Cross-sector expertise

Professor Paulo Esteves-Veríssimo, FNR PEARL Chair, is coordinating SnT’s involvement in the initiative, alongside colleagues Professor Yves Le Traon and Professor Radu State: “SnT is a good example of a research centre with expertise across cybersecurity, from cryptography and blockchain to IoT and software testing. But if we are to secure our critical industries — healthcare, energy, finance, transportation, and public administration — we need actors from across Europe pulling together and challenging one another to reach new heights,” he says.

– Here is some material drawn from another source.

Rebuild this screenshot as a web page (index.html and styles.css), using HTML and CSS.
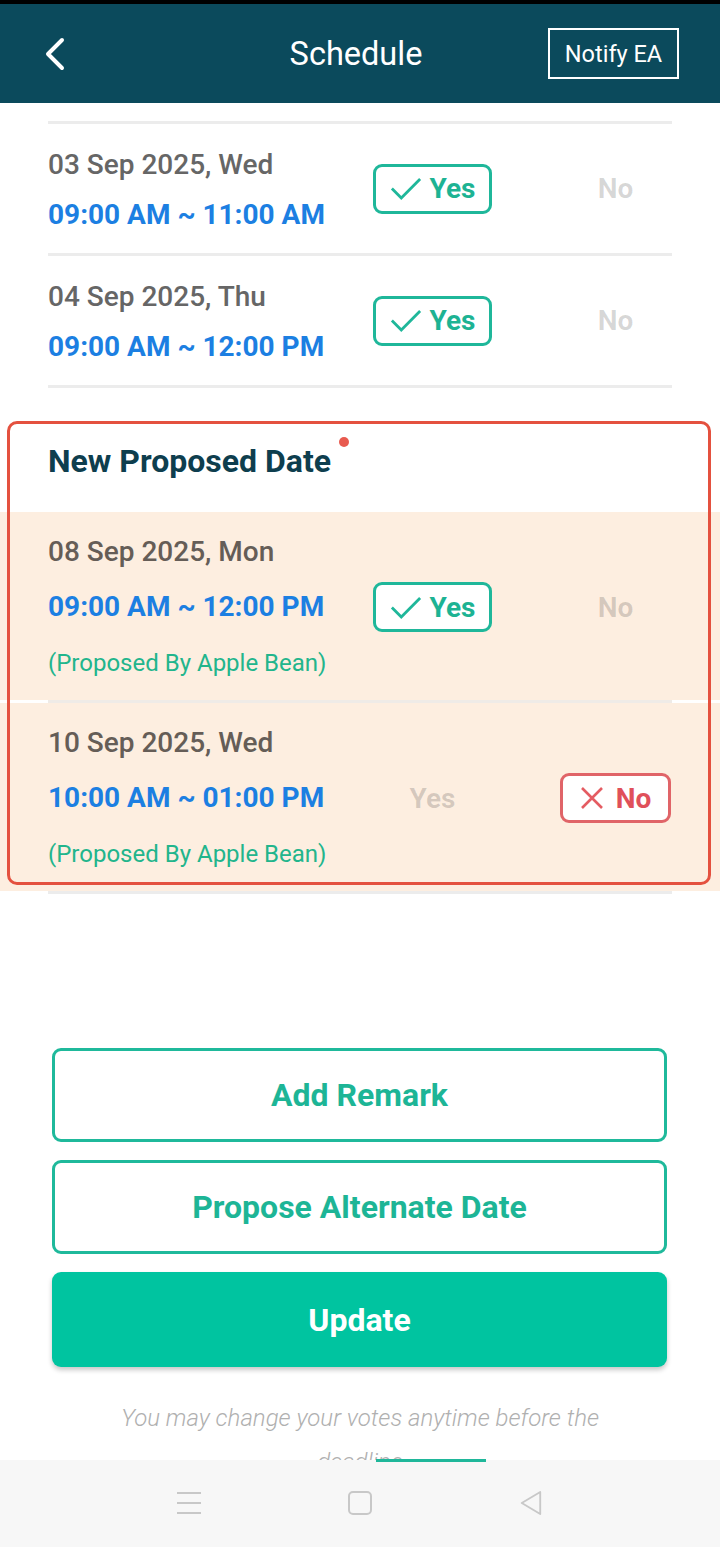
FILE: index.html
```html
<!DOCTYPE html>
<html>
<head>
<meta charset="utf-8">
<link rel="stylesheet" href="styles.css">
</head>
<body>
<div class="screen">
  <div class="main">
    <div class="status"></div>
    <header class="topbar">
      <svg class="back" viewBox="0 0 24 34"><path d="M19 3 L5 17 L19 31" fill="none" stroke="#fff" stroke-width="4" stroke-linecap="round" stroke-linejoin="round"/></svg>
      <h1 class="title">Schedule</h1>
      <div class="notify">Notify EA</div>
    </header>

    <div class="list">
      <div class="divider"></div>
      <div class="row plain">
        <div class="info">
          <div class="date">03 Sep 2025, Wed</div>
          <div class="time">09:00 AM ~ 11:00 AM</div>
        </div>
        <div class="votes">
          <div class="vote yes"><svg class="check" viewBox="0 0 34 24"><path d="M2 12 L12 22 L32 2" fill="none" stroke="#1fb79a" stroke-width="3"/></svg>Yes</div>
          <div class="vote off">No</div>
        </div>
      </div>
      <div class="divider"></div>
      <div class="row plain">
        <div class="info">
          <div class="date">04 Sep 2025, Thu</div>
          <div class="time">09:00 AM ~ 12:00 PM</div>
        </div>
        <div class="votes">
          <div class="vote yes"><svg class="check" viewBox="0 0 34 24"><path d="M2 12 L12 22 L32 2" fill="none" stroke="#1fb79a" stroke-width="3"/></svg>Yes</div>
          <div class="vote off">No</div>
        </div>
      </div>
      <div class="divider"></div>
    </div>

    <section class="proposed">
      <div class="proposed-head">
        <span class="proposed-title">New Proposed Date</span>
        <span class="dot"></span>
      </div>
      <div class="row peach">
        <div class="info">
          <div class="date">08 Sep 2025, Mon</div>
          <div class="time">09:00 AM ~ 12:00 PM</div>
          <div class="by">(Proposed By Apple Bean)</div>
        </div>
        <div class="votes">
          <div class="vote yes"><svg class="check" viewBox="0 0 34 24"><path d="M2 12 L12 22 L32 2" fill="none" stroke="#1fb79a" stroke-width="3"/></svg>Yes</div>
          <div class="vote off">No</div>
        </div>
      </div>
      <div class="sep"><div class="sep-line"></div></div>
      <div class="row peach">
        <div class="info">
          <div class="date">10 Sep 2025, Wed</div>
          <div class="time">10:00 AM ~ 01:00 PM</div>
          <div class="by">(Proposed By Apple Bean)</div>
        </div>
        <div class="votes">
          <div class="vote off">Yes</div>
          <div class="vote no"><svg class="cross" viewBox="0 0 24 24"><path d="M2 2 L22 22 M22 2 L2 22" fill="none" stroke="#e45c62" stroke-width="2.6"/></svg>No</div>
        </div>
      </div>
    </section>
    <div class="divider"></div>

    <div class="actions">
      <div class="btn outline">Add Remark</div>
      <div class="btn outline">Propose Alternate Date</div>
      <div class="btn primary">Update</div>
    </div>
    <p class="hint">You may change your votes anytime before the deadline</p>
  </div>

  <nav class="navbar">
    <div class="indicator"></div>
    <svg class="nav-icon" viewBox="0 0 24 24"><path d="M0 2 H24 M0 12 H24 M0 22 H24" stroke="#c8c8c8" stroke-width="2" fill="none"/></svg>
    <svg class="nav-icon" viewBox="0 0 24 24"><rect x="1" y="1" width="22" height="22" rx="4" stroke="#c8c8c8" stroke-width="2" fill="none"/></svg>
    <svg class="nav-icon" viewBox="0 0 24 26"><path d="M22 1 L2 13 L22 25 Z" stroke="#c8c8c8" stroke-width="2" fill="none" stroke-linejoin="round"/></svg>
  </nav>
</div>
</body>
</html>
```

FILE: styles.css
```css
html, body {
  margin: 0;
  padding: 0;
}
body {
  font-family: Roboto, "Noto Sans", sans-serif;
  background: #fff;
}
.screen {
  width: 720px;
  height: 1547px;
  display: flex;
  flex-direction: column;
  overflow: hidden;
  background: #fff;
}
.main {
  height: 1460px;
  flex: none;
  overflow: hidden;
}
.status {
  height: 4px;
  background: #000;
}
.topbar {
  height: 99px;
  background: #0b4a5c;
  display: grid;
  grid-template-columns: 1fr auto 1fr;
  align-items: center;
  padding: 0 41px 0 43px;
  color: #fff;
}
.back {
  width: 24px;
  height: 34px;
  justify-self: start;
}
.title {
  margin: 0 10px 0 0;
  font-size: 32.5px;
  font-weight: 400;
}
.notify {
  justify-self: end;
  box-sizing: border-box;
  width: 131px;
  height: 51px;
  border: 2px solid #fff;
  display: flex;
  align-items: center;
  justify-content: center;
  font-size: 23.5px;
}
.list {
  padding-top: 18px;
}
.divider {
  margin: 0 48px;
  height: 3px;
  background: #ececec;
}
.row {
  display: flex;
  align-items: center;
  padding: 0 49px 0 48px;
}
.row.plain {
  height: 129px;
}
.row.plain .info {
  padding-top: 3px;
}
.info {
  width: 325px;
  flex: none;
}
.date {
  font-size: 28px;
  font-weight: 500;
  color: #666;
  line-height: 30px;
}
.time {
  font-size: 28px;
  font-weight: 700;
  color: #1c7fe2;
  line-height: 30px;
  margin-top: 20px;
}
.votes {
  display: grid;
  grid-template-columns: 119px 111px;
  column-gap: 68px;
}
.vote {
  box-sizing: border-box;
  height: 50px;
  display: flex;
  align-items: center;
  justify-content: center;
  font-size: 28px;
  font-weight: 700;
}
.vote.off {
  color: rgba(0, 0, 0, 0.16);
}
.vote.yes {
  border: 3px solid #1fb79a;
  border-radius: 9px;
  color: #1db393;
  background: #fff;
  gap: 8px;
}
.vote.no {
  border: 3px solid #e06468;
  border-radius: 9px;
  color: #e0505a;
  background: #fff;
  gap: 12px;
}
.check {
  width: 32px;
  height: 23px;
}
.cross {
  width: 24px;
  height: 24px;
}
.proposed {
  position: relative;
  margin-top: 33px;
}
.proposed::after {
  content: "";
  position: absolute;
  top: 0;
  left: 7px;
  right: 9px;
  bottom: 6px;
  border: 3px solid #e4513f;
  border-radius: 10px;
  pointer-events: none;
}
.proposed-head {
  height: 91px;
  box-sizing: border-box;
  padding: 23px 0 0 48px;
  display: flex;
  align-items: flex-start;
}
.proposed-title {
  font-size: 32px;
  font-weight: 700;
  color: #0e3e4e;
  line-height: 34px;
}
.dot {
  width: 10px;
  height: 10px;
  border-radius: 50%;
  background: #e85a4f;
  margin: -7px 0 0 8px;
}
.row.peach {
  background: #fdeee0;
  padding-top: 25px;
  padding-bottom: 23px;
}
.row.peach .date {
  color: #655d57;
}
.row.peach .time {
  margin-top: 25px;
}
.by {
  font-size: 24px;
  color: #22b58c;
  line-height: 28px;
  margin-top: 27px;
}
.sep {
  background: #fff;
  padding: 0 48px;
}
.sep-line {
  height: 3px;
  background: #efebe7;
}
.actions {
  margin-top: 154px;
  padding: 0 53px 0 52px;
  display: flex;
  flex-direction: column;
  gap: 18px;
}
.btn {
  box-sizing: border-box;
  height: 94px;
  border-radius: 9px;
  font-size: 32px;
  font-weight: 700;
  display: flex;
  align-items: center;
  justify-content: center;
}
.btn.outline {
  border: 3px solid #1fb99b;
  color: #1db596;
  background: #fff;
}
.btn.primary {
  height: 95px;
  background: #00c4a0;
  color: #fff;
  box-shadow: 0 3px 5px rgba(0, 0, 0, 0.22);
}
.hint {
  width: 520px;
  margin: 29px auto 0;
  text-align: center;
  font-size: 24px;
  font-style: italic;
  font-weight: 300;
  color: #b0b0b0;
  line-height: 44px;
}
.navbar {
  position: relative;
  flex: 1;
  background: #f7f7f7;
  display: flex;
  justify-content: center;
  align-items: center;
  gap: 147px;
  padding-bottom: 1px;
}
.indicator {
  position: absolute;
  top: -1px;
  left: 376px;
  width: 110px;
  height: 3px;
  background: #1fb79a;
}
.nav-icon {
  width: 24px;
  height: 24px;
}
```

Professor Esteves-Veríssimo’s own efforts focus on extreme threats to critical information infrastructures, such as power grid control and autonomous driving systems. “The systems we use today are complex, and that creates vulnerabilities,” he explains. “My team investigates innovative algorithms and mechanisms we can apply to make systems tolerate faults and intrusions in an automatic way; our critical information infrastructures need to endure and adapt, regardless of whether the problem is an accidental malfunction or a malicious attack. We call it resilience, and it needs to be built into our digital infrastructure.”

A remarkable result

“Our presence in three of the four networks is a remarkable result for a young organisation,” says SnT Director Professor Björn Ottersten, with SnT celebrating its tenth anniversary throughout 2019. “These networks will shape Europe’s approach to cybersecurity research, development and innovation for years to come, and our involvement puts Luxembourg in an exciting position, at the heart of EU cybersecurity efforts.”